(ROWS):
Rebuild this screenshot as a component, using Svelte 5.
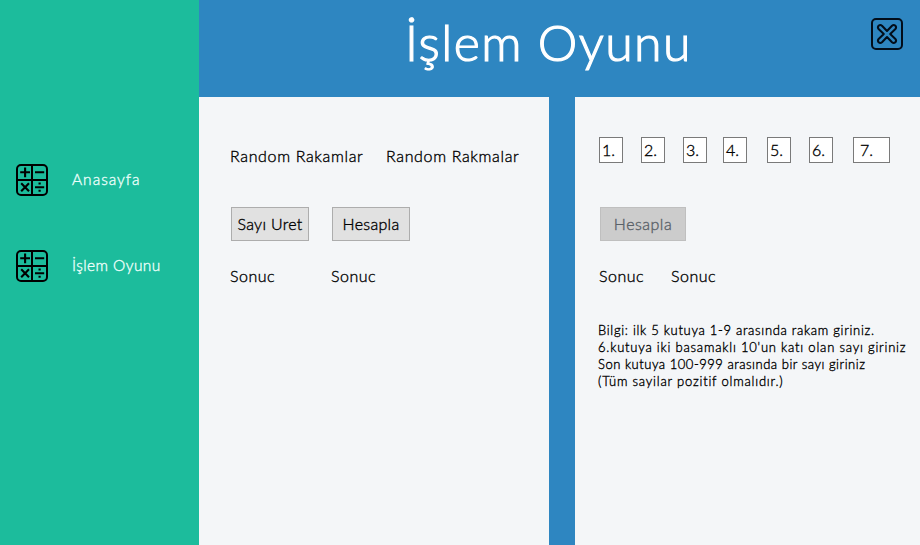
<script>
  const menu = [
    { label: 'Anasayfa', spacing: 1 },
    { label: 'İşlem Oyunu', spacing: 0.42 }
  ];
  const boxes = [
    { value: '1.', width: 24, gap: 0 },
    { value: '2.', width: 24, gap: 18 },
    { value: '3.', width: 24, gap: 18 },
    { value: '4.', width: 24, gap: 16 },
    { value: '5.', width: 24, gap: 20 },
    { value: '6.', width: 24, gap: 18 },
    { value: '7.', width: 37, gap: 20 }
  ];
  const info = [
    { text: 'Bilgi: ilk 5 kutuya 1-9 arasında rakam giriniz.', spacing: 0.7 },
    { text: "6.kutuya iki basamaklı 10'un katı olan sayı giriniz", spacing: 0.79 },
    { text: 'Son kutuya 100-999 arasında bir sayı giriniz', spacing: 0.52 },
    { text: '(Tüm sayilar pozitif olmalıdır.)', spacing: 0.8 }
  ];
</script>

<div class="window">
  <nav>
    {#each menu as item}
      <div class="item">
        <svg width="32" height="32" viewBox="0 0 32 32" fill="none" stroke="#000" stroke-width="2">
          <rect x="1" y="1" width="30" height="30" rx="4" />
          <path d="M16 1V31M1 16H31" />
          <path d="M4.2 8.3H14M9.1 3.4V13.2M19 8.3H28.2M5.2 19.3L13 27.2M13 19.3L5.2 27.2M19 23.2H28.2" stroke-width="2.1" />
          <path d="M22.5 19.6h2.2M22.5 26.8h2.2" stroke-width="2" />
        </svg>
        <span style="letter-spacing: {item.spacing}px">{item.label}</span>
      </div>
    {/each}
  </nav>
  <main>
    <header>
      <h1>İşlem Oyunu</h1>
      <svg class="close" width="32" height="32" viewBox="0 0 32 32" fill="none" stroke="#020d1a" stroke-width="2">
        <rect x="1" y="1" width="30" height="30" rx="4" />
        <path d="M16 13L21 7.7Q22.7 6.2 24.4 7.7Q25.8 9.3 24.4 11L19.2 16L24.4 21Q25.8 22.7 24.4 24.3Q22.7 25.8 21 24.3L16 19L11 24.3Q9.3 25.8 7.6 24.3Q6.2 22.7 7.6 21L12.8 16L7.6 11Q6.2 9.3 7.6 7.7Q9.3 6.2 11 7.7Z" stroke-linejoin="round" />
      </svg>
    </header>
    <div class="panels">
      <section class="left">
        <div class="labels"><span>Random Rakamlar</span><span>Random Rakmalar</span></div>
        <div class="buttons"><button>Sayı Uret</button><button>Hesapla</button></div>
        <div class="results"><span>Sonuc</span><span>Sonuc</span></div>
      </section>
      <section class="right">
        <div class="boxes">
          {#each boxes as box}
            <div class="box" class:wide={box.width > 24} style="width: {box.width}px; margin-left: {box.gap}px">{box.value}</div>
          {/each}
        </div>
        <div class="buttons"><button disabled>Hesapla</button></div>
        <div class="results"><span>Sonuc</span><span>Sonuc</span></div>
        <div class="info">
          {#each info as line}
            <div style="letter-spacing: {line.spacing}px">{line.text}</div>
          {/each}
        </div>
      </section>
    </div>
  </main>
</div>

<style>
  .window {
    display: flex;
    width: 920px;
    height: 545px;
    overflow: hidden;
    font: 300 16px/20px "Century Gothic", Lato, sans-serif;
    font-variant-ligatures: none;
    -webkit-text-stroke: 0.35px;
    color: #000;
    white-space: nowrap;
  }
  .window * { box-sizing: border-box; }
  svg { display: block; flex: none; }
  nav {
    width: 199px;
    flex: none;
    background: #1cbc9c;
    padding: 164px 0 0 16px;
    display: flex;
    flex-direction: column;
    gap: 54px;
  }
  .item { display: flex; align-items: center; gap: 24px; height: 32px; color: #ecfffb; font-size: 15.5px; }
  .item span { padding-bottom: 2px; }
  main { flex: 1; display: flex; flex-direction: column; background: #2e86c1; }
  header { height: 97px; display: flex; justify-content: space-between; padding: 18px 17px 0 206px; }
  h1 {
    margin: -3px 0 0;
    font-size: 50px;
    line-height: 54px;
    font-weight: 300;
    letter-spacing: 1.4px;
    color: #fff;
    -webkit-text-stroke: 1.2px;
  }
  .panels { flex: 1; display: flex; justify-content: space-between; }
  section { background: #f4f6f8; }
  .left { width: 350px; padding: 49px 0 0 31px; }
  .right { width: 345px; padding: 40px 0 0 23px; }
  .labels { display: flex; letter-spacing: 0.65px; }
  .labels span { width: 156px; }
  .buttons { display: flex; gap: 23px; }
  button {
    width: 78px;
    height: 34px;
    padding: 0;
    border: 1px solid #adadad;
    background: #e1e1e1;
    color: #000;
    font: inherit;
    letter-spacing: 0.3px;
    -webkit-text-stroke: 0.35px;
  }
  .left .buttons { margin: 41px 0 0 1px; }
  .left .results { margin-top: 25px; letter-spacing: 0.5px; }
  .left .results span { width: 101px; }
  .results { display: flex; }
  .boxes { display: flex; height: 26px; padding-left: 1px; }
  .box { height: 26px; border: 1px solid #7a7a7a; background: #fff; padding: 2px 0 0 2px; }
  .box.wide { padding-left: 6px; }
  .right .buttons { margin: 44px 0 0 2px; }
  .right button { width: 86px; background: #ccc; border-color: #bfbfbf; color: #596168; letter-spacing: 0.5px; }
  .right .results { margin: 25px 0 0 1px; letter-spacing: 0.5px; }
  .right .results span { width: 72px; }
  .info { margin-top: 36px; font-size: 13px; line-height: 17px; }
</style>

--

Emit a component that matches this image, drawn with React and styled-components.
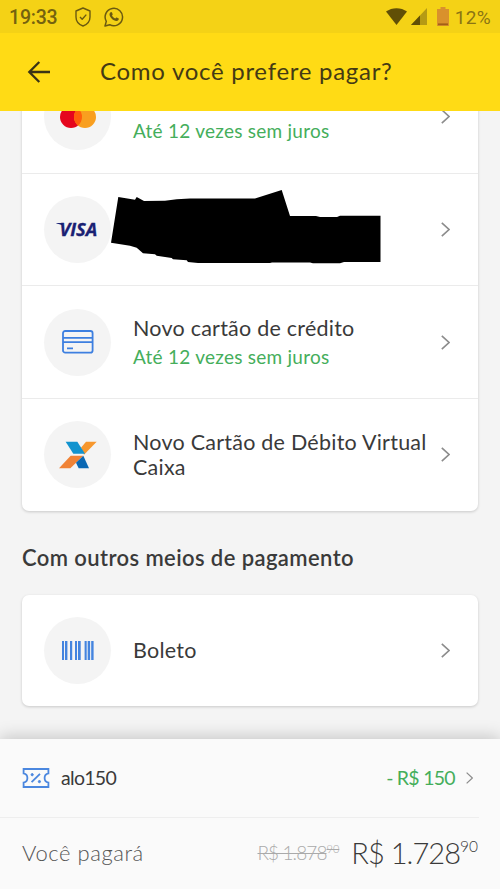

(DESCRIPTION OF THE TASK): Filter the entries down to the lines containing "this". Copy each of those lines.

(FULL OUTPUT):
Rebuild this screenshot as a component, using Svelte 5.
Emit a component that matches this image, drawn with React and styled-components.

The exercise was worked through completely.